¿Cuánto tiempo podrá mantener su piso?
La proliferación de nuevas agencias inmobiliarias, el aumento de la compra-venta de casas, y su huella en las escaleras de quienes vivimos en el centro, anuncian no el final de la crisis sino la antesala de una mayor
Han vuelto. “Valoramos gratis su vivienda y le regalamos un crucero para dos personas*”, “Deja la venta de tu inmueble en manos de un experto”, “Valoraciones gratuitas: 100% financiación”. Y todavía no hemos aprendido que donde dice gratis, 100% o asterisco tenemos que aprender a leer:¡ojo!
En el buzón se juntan, en un sólo día, más de cinco invitaciones a la venta. Algunas, en forma de carta personal; dan miedo.
“Estimado vecino/a: Me dirijo a usted porque he sido informado de que se está vendiendo un inmueble en este edificio y quisiera saber si es el de su propiedad. Entiendo que en principio querrá trabajarlo por su cuenta, no obstante, quisiera que me permitiera conocerle y visitar su inmueble. Sin compromiso alguno”.
Recibimos estas cartas a diario los propietarios y los alquilados. Y eso que vivo en Lavapiés un barrio pionero en la lucha contra la gentrificación al que, hoy por hoy, el mundo hipster de barberos, cafeterías de diseño y galerías le está saliendo muy caro.
“A mí me encantan las galerías de arte”, exclamó una de mis ancianas vecinas cuando apareció la nueva propietaria de uno de los bajos en la reunión de vecinos. Ya no vive en la finca. Viva quien viva en su piso, los ocupantes cambian semanalmente. Si no a diario.
El arte del Reina Sofía ha contestado, durante una década, a la gentrificación en el interior del museo. Pero las galerías que lo arropan en el exterior la fomentan involuntariamente aumentando los precios de los alquileres y cambiando la naturaleza de los negocios del barrio. Este es un vecindario donde todavía hay más fruterías que bares y donde nada, ni siquiera los todo a cien, compite con los restaurantes indios.
Han sucedido cosas memorables. Al carnicero le obligaron a cerrar porque entraba la carne por la escalera vecina. Lo hizo. Se gastó los ahorros en reformar la carnicería. Un año después abrió. Nadie le pintó grafitti en la persiana. El Castilla, el bar de toda la vida en el que hubiera o no hubiera fútbol había llenazo, tuvo que cerrar. El local era feo pero el día que llegué al barrio, me senté a comerme un menú y el camarero me dijo: “No tengo cambio. Mañana me lo pagas”. No me conocía de nada.

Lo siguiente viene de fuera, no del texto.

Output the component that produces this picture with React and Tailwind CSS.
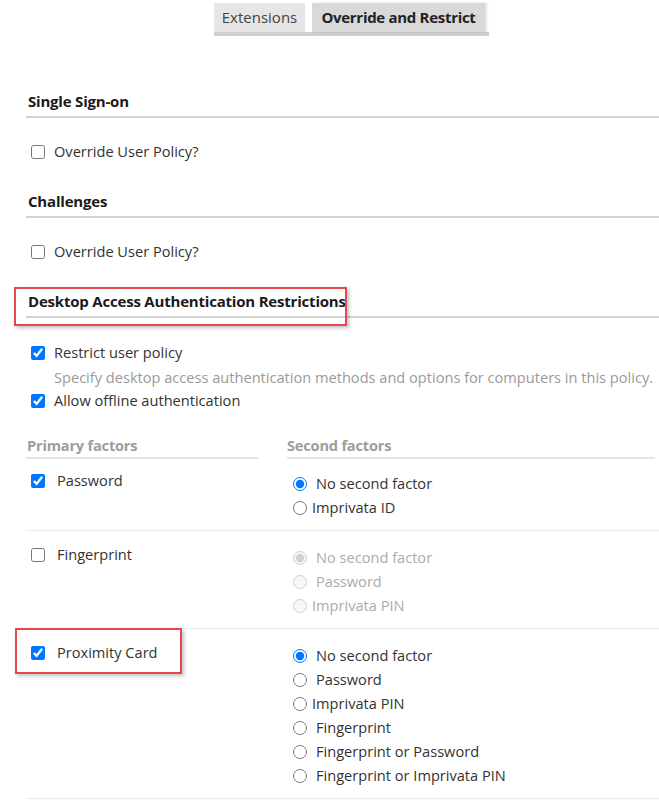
import React from "react";

const Heading = ({ children }) => (
  <h3 className="pl-[2px] pb-[5px] text-[15px] leading-[20px] font-bold tracking-[-0.2px] text-[#1a1a1a] border-b-2 border-[#d2d2d2]">
    {children}
  </h3>
);

const CheckRow = ({ label, checked, className = "" }) => (
  <label className={`flex items-center h-[24px] ${className}`}>
    <input type="checkbox" defaultChecked={checked} className="ml-[5px] w-[14px] h-[14px] accent-[#0075ff]" />
    <span className="ml-[9px]">{label}</span>
  </label>
);

const Radio = ({ name, label, checked, disabled, tight }) => (
  <label className={`flex items-center h-[24px] ${disabled ? "text-[#ababab]" : ""}`}>
    <input
      type="radio"
      name={name}
      defaultChecked={checked}
      disabled={disabled}
      className="ml-[6px] w-[14px] h-[14px] accent-[#0075ff]"
    />
    <span className={tight ? "ml-[5px]" : "ml-[9px]"}>{label}</span>
  </label>
);

const RedBox = ({ className }) => (
  <div
    className={`absolute border-2 border-[#e5484d] shadow-[2px_2px_4px_rgba(0,0,0,0.25)] pointer-events-none ${className}`}
  />
);

const factors = [
  {
    name: "Password",
    checked: true,
    pt: "pt-[12px]",
    options: [
      { label: "No second factor", checked: true },
      { label: "Imprivata ID", tight: true },
    ],
  },
  {
    name: "Fingerprint",
    checked: false,
    disabled: true,
    pt: "pt-[14px]",
    options: [
      { label: "No second factor", checked: true },
      { label: "Password" },
      { label: "Imprivata PIN", tight: true },
    ],
  },
  {
    name: "Proximity Card",
    checked: true,
    pt: "pt-[14px]",
    highlight: true,
    options: [
      { label: "No second factor", checked: true },
      { label: "Password" },
      { label: "Imprivata PIN", tight: true },
      { label: "Fingerprint" },
      { label: "Fingerprint or Password" },
      { label: "Fingerprint or Imprivata PIN" },
    ],
  },
];

export default function App() {
  return (
    <div className="w-[659px] min-h-[800px] bg-white font-['Open_Sans',sans-serif] text-[14.6px] text-[#333]">
      {/* tabs */}
      <div className="pt-[3px] pl-[214px]">
        <div className="w-[275px]">
          <div className="flex items-end gap-[7px]">
            <div className="h-[29px] w-[91px] flex items-center justify-center bg-[#e6e6e6] text-[15px] text-[#444]">
              Extensions
            </div>
            <div className="h-[29px] w-[173px] flex items-center justify-center bg-[#d9d9d9] text-[15px] font-bold tracking-[-0.3px] text-[#222] shadow-[2px_0_2px_rgba(0,0,0,0.12)]">
              Override and Restrict
            </div>
          </div>
          <div className="h-[4px] bg-[#cfcfcf]" />
        </div>
      </div>

      <div className="pl-[26px]">
        <div className="mt-[55px]">
          <Heading>Single Sign-on</Heading>
          <CheckRow label="Override User Policy?" className="mt-[22px]" />
        </div>

        <div className="mt-[27px]">
          <Heading>Challenges</Heading>
          <CheckRow label="Override User Policy?" className="mt-[22px]" />
        </div>

        <div className="mt-[27px]">
          <div className="relative">
            <Heading>Desktop Access Authentication Restrictions</Heading>
            <RedBox className="left-[-12px] top-[-4px] w-[333px] h-[39px]" />
          </div>
          <CheckRow label="Restrict user policy" checked className="mt-[23px]" />
          <p className="pl-[28px] leading-[24px] text-[#9a9a9a]">
            Specify desktop access authentication methods and options for computers in this policy.
          </p>
          <CheckRow label="Allow offline authentication" checked />
        </div>

        <div className="mt-[22px] grid grid-cols-[233px_1fr] gap-x-[28px] pr-[4px]">
          <div className="pl-[1px] pb-[2px] leading-[20px] font-bold tracking-[-0.2px] text-[#9d9d9d] border-b-2 border-[#e6e6e6]">
            Primary factors
          </div>
          <div className="pb-[2px] leading-[20px] font-bold tracking-[-0.2px] text-[#9d9d9d] border-b-2 border-[#e6e6e6]">
            Second factors
          </div>
        </div>

        {factors.map((f) => (
          <div key={f.name} className={`border-b border-[#e8ebf2] ${f.pt} pb-[10px]`}>
            <div className="grid grid-cols-[233px_1fr] gap-x-[28px]">
              <div className="relative">
                <label className="flex items-center h-[20px]">
                  <input type="checkbox" defaultChecked={f.checked} className="ml-[5px] w-[14px] h-[14px] accent-[#0075ff]" />
                  <span className="ml-[12px]">{f.name}</span>
                </label>
                {f.highlight && <RedBox className="left-[-11px] top-[-15px] w-[167px] h-[46px]" />}
              </div>
              <div className="pt-[1px]">
                {f.options.map((o) => (
                  <Radio
                    key={o.label}
                    name={f.name}
                    label={o.label}
                    checked={o.checked}
                    tight={o.tight}
                    disabled={f.disabled}
                  />
                ))}
              </div>
            </div>
          </div>
        ))}
      </div>
    </div>
  );
}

En el sitio de El Castilla han abierto un restaurante que ni con neones, ni con diseño ni con banderola anunciando los partidos del mundial consigue media entrada.
El barrio se está transformando. Está claro que mi familia y yo, que llegamos como tres hace 17 años y hoy somos cuatro formamos parte de esa transformación. Es lógico que las ciudades cambien. Pero se necesita un tiempo para digerir los cambios. Y los de las inmobiliarias no ayudan: es llegar agotada a casa, abrir el buzón y recuperar las fuerzas. De pura rabia.
—Es genial: nuestros pisos se están revalorizando— sonríe una vecina.
—¿Y dónde se irá a vivir usted?
—No es por mí, es por mis hijos. Para que hereden un poco más. Ellos viven de alquiler.
—¿Y no les han subido también a ellos el alquiler?
¿Quién cree que está pagando tanto por los pisos del barrio?
—Eso me pregunto yo. ¿Quién podrá permitirse estos precios? Mis hijos dicen que los extranjeros. Pero los extranjeros que hay por aquí son trabajadores, como nosotros. No creo que compren ellos.
—No son personas, son empresas. Es competencia desleal.
¿Quién vive hoy en el centro de Málaga? ¿Quién queda? En Palma de Mallorca han puesto medidas para que los habitantes no tengan que competir con empresas para poder vivir en el centro. También en Pontevedra y lo mismo se plantean en Tenerife. Si queremos ciudades vivas, no basta con fiestas mayores. Es necesario legislar.
La próxima burbuja inmobiliaria está en la esquina. Y amenaza con ser más dañina. ¿La razón? Ya no son las urbanizaciones ni los adosados de las afueras lo que se sortea. Ahora se está inflando los precios del centro y si en el esplendor de las ciudades ciudadanos y turistas conviven con armonía, en su decrepitud los vecinos tienen que abandonar su barrio y los turistas visitan una ciudad antigua, impoluta, restaurada y vacía.